Circling back to this, I did do a shakedown event in late January and everything is working brilliantly! Bigger shakedown in a couple weeks at Ridge - hope the PNW weather can figure it out so I can push the car and really shake it down
 
I was planning on doing this swap this winter, glad you are beta testing it for me. :) Interested in how much the 1" adapter plate ends up weighing. Trying to get 100+ lbs out of my car this winter (fiberglass doors already purchased)

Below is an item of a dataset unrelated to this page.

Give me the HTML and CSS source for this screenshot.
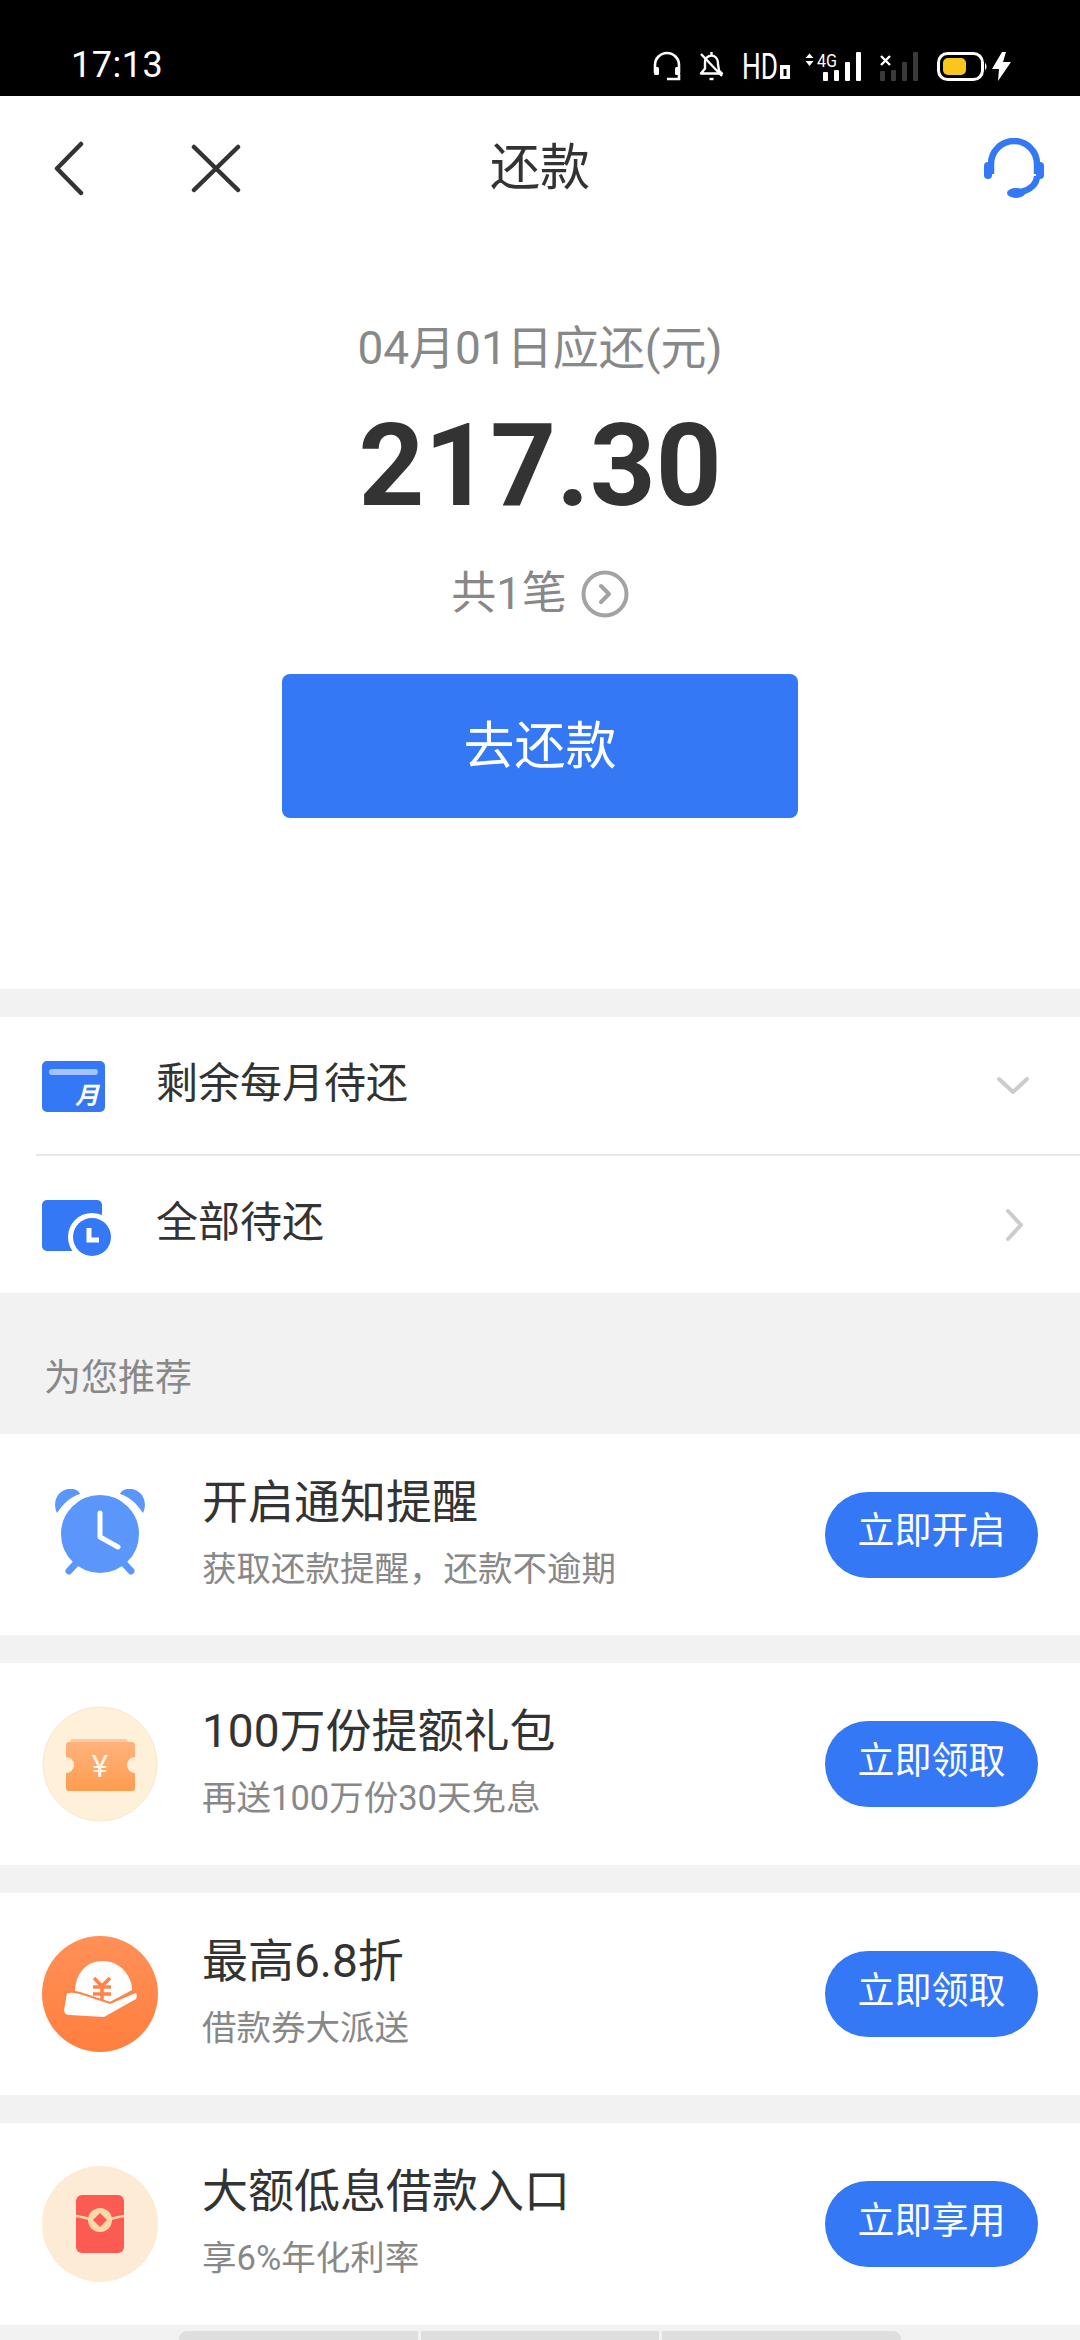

F-ing 4 speed dog ring box is looking better all the time (autocross, I only need 2 gears). 50-60lbs, makes racy noises = good. $5-10k cost = not good.

DaveW
Honestly, this is the move. Find someone in North Carolina to get you a Jericho. They're cheap and strong. You can get any gears you want. They're 1/2 the weight of a modern 6 speed. If you want to go back more street driving, swap back. If you need a taller high gear, change the rear end.
 
An idea I've toyed with if I ever do a trailered a/x car is to use a 4-spd and gear it so I can launch in 2nd, then use 3rd & 4th on an open course. Makes it dang near impossible to miss a shift on course. I could get really fancy and machine off 1st gear for lightness if I don't need it to creep onto the trailer.
 
Just get a tall enough first that it's usable on track for hairpins, something like 60 mph. This will tighten the rev drops to high gear. People over-estimate how much gears are worth around a lap. You need a lot of gears when you have a narrow powerband. These cars do not have narrow powerbands. Gearing may make life easier or more difficult, but it has an annoyingly small influence on lap time.
 
My goal was a straight-line shift for the gears needed mid-course, in an autocross-specific application. In a/x, you're not going that fast (compared to track) and you always start from a dead stop. Normally, that means starting in 1st, shifting to 2nd, and then going to 3rd and back to 2nd once or twice on a fast "open" course like at Nationals.

But those 2-3-2 shifts aren't a straight shot, so they can be hard to make in the heat of battle. If I change gearing so it becomes 3-4-3, it's much easier to hit, especially on a 4-spd where you can just keep a little pressure to the right as you move the shifter. Just an idea. People have won by 1-2 thousandths of a second on a 70 second run, so every bit helps.
 
I didn't realize you were a cone guy like me. That 2-3 shift is a proper PITA. I replaced the 3.55 rear in my HPP with a 3.15 so I could stay in second the whole lap. Eco's have plenty of bottom end (I can make 600 lb ft of torque), but about 1000 fewer revs to play with than a coyote. The taller rear has a touch less acceleration on paper, but, on course, it's the right trade.

It's better to drive on the street as well.
 
I am geared to approx 78mph in 2nd with the T56 (53-ish in 1st). Since it is a stock manifold, we turned off the rev limiter as it won't pull enough air to hurt itself and banging against the limiter is hard on the oil pump gears (per Lund)

Anyway, I have only used 3rd gear once since the T56 conversion and that was on a DriveAutoX/Optima event with a literal 400' straight. Never have needed it on any national tour or nationals course.

I did the ultra high numerical gear thing on both a manual and auto trans on the CP and EM race cars and it works very well. On the manual you got the straight shift and on the auto, it made the ratio split pretty small.

Jericho is on the long term list for no other reason than the weight savings, but it ain't free :) and I wouldn't mind getting 20lbs out of the car with the aluminum bellhousing in the few years meantime.